======== Data shown ========

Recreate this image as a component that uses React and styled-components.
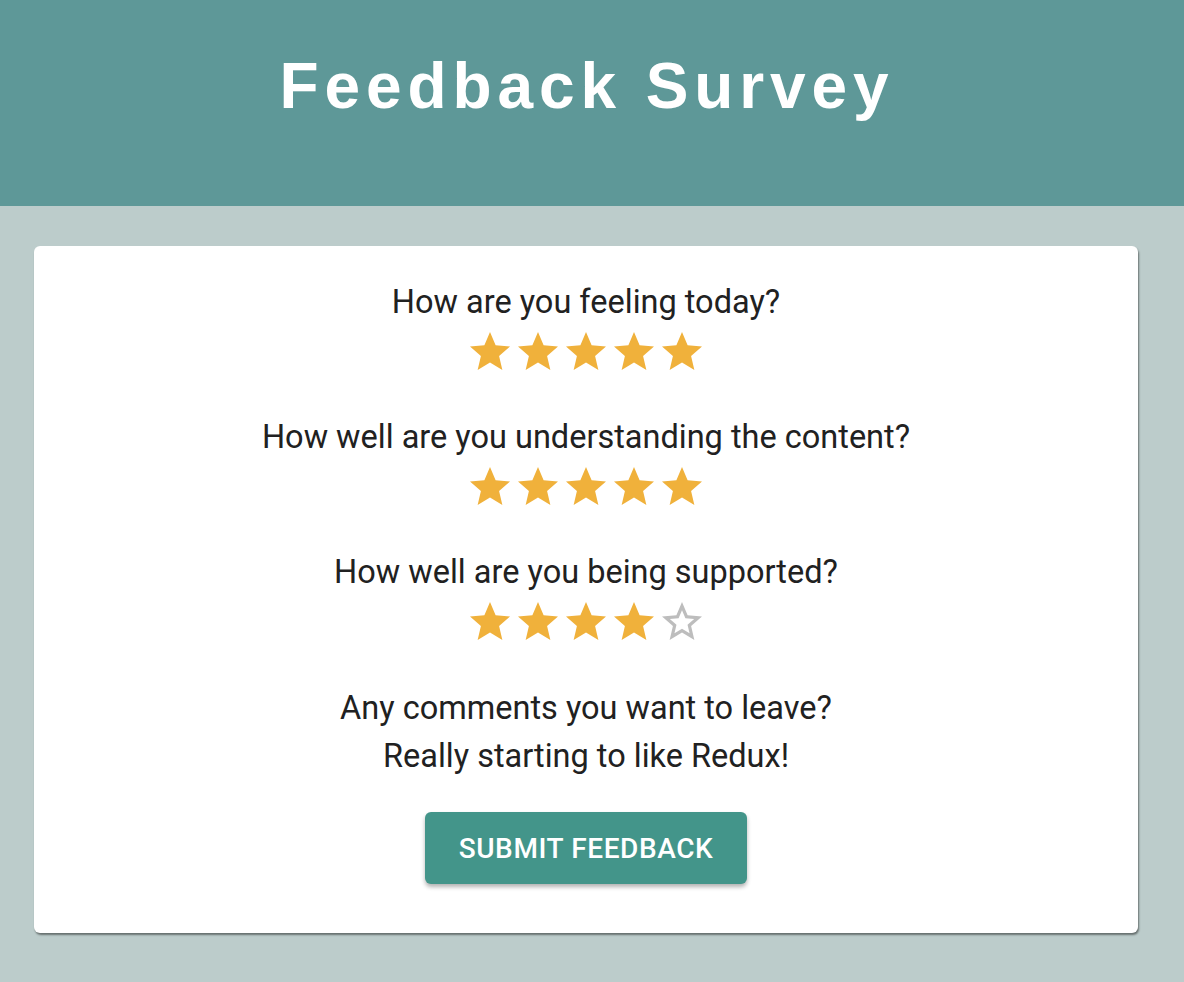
import React, { useState } from 'react';
import styled, { createGlobalStyle } from 'styled-components';

const GlobalStyle = createGlobalStyle`
    html, body {
        margin: 0;
        padding: 0;
        background: #bccccb;
    }
`;

const STAR = 'M12 17.27L18.18 21l-1.64-7.03L22 9.24l-7.19-.61L12 2 9.19 8.63 2 9.24l5.46 4.73L5.82 21z';
const STAR_BORDER =
    'M22 9.24l-7.19-.62L12 2 9.19 8.63 2 9.24l5.46 4.73L5.82 21 12 17.27 18.18 21l-1.63-7.03L22 9.24zM12 15.4l-3.76 2.27 1-4.28-3.32-2.88 4.38-.38L12 6.1l1.71 4.04 4.38.38-3.32 2.88 1 4.28L12 15.4z';

function Rating({ value }) {
    return (
        <Stars>
            {[1, 2, 3, 4, 5].map((n) => (
                <StarIcon key={n} viewBox="0 0 24 24" $filled={n <= value}>
                    <path d={n <= value ? STAR : STAR_BORDER} />
                </StarIcon>
            ))}
        </Stars>
    );
}

const questions = [
    { text: 'How are you feeling today?', value: 5 },
    { text: 'How well are you understanding the content?', value: 5 },
    { text: 'How well are you being supported?', value: 4 },
];

export default function App() {
    const [comment] = useState('Really starting to like Redux!');

    return (
        <Page>
            <GlobalStyle />
            <Header>
                <Title>Feedback Survey</Title>
            </Header>
            <Main>
                <Card>
                    {questions.map((q) => (
                        <Question key={q.text}>
                            <Label>{q.text}</Label>
                            <Rating value={q.value} />
                        </Question>
                    ))}
                    <Comments>
                        <Label>Any comments you want to leave?</Label>
                        <Label>{comment}</Label>
                    </Comments>
                    <SubmitButton>Submit Feedback</SubmitButton>
                </Card>
            </Main>
        </Page>
    );
}

const Page = styled.div`
    min-height: 100vh;
    background: #bccccb;
    font-family: Roboto, 'Noto Sans', sans-serif;
`;

const Header = styled.header`
    height: 206px;
    box-sizing: border-box;
    padding: 49px 10px 0 0;
    background: #5e9898;
    text-align: center;
`;

const Title = styled.h1`
    margin: 0;
    font-family: 'Liberation Sans', Arial, sans-serif;
    font-size: 64px;
    line-height: 74px;
    font-weight: 700;
    letter-spacing: 5.9px;
    color: #ffffff;
`;

const Main = styled.main`
    padding: 40px 46px 50px 34px;
`;

const Card = styled.section`
    display: flex;
    flex-direction: column;
    align-items: center;
    padding: 38px 0 49px;
    background: #ffffff;
    border-radius: 6px;
    box-shadow: 1px 2px 2px rgba(0, 0, 0, 0.45);
`;

const Question = styled.div`
    display: flex;
    flex-direction: column;
    align-items: center;
    gap: 8px;
    margin-bottom: 43px;
`;

const Label = styled.div`
    font-size: 32.5px;
    line-height: 36px;
    color: #212121;
`;

const Stars = styled.div`
    display: flex;
    height: 48px;
    align-items: center;
`;

const StarIcon = styled.svg`
    width: 48px;
    height: 48px;
    fill: ${({ $filled }) => ($filled ? '#f0b13b' : '#bdbdbd')};
`;

const Comments = styled.div`
    display: flex;
    flex-direction: column;
    align-items: center;
    gap: 12px;
    margin-top: 1px;
`;

const SubmitButton = styled.button`
    margin-top: 38px;
    width: 322px;
    height: 72px;
    border: none;
    border-radius: 6px;
    background: #43958a;
    color: #ffffff;
    font-family: Roboto, sans-serif;
    font-size: 28px;
    font-weight: 500;
    text-transform: uppercase;
    letter-spacing: 0.6px;
    box-shadow: 0 3px 4px rgba(0, 0, 0, 0.3);
    cursor: pointer;
`;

========

— Objective —
The lines from the start of the data through the line that contains "1 4.28L12 15.4z';" are to be returned exactly, please, with both ends included and every picture left out.

— Finished task —
Recreate this image as a component that uses React and styled-components.
import React, { useState } from 'react';
import styled, { createGlobalStyle } from 'styled-components';

const GlobalStyle = createGlobalStyle`
    html, body {
        margin: 0;
        padding: 0;
        background: #bccccb;
    }
`;

const STAR = 'M12 17.27L18.18 21l-1.64-7.03L22 9.24l-7.19-.61L12 2 9.19 8.63 2 9.24l5.46 4.73L5.82 21z';
const STAR_BORDER =
    'M22 9.24l-7.19-.62L12 2 9.19 8.63 2 9.24l5.46 4.73L5.82 21 12 17.27 18.18 21l-1.63-7.03L22 9.24zM12 15.4l-3.76 2.27 1-4.28-3.32-2.88 4.38-.38L12 6.1l1.71 4.04 4.38.38-3.32 2.88 1 4.28L12 15.4z';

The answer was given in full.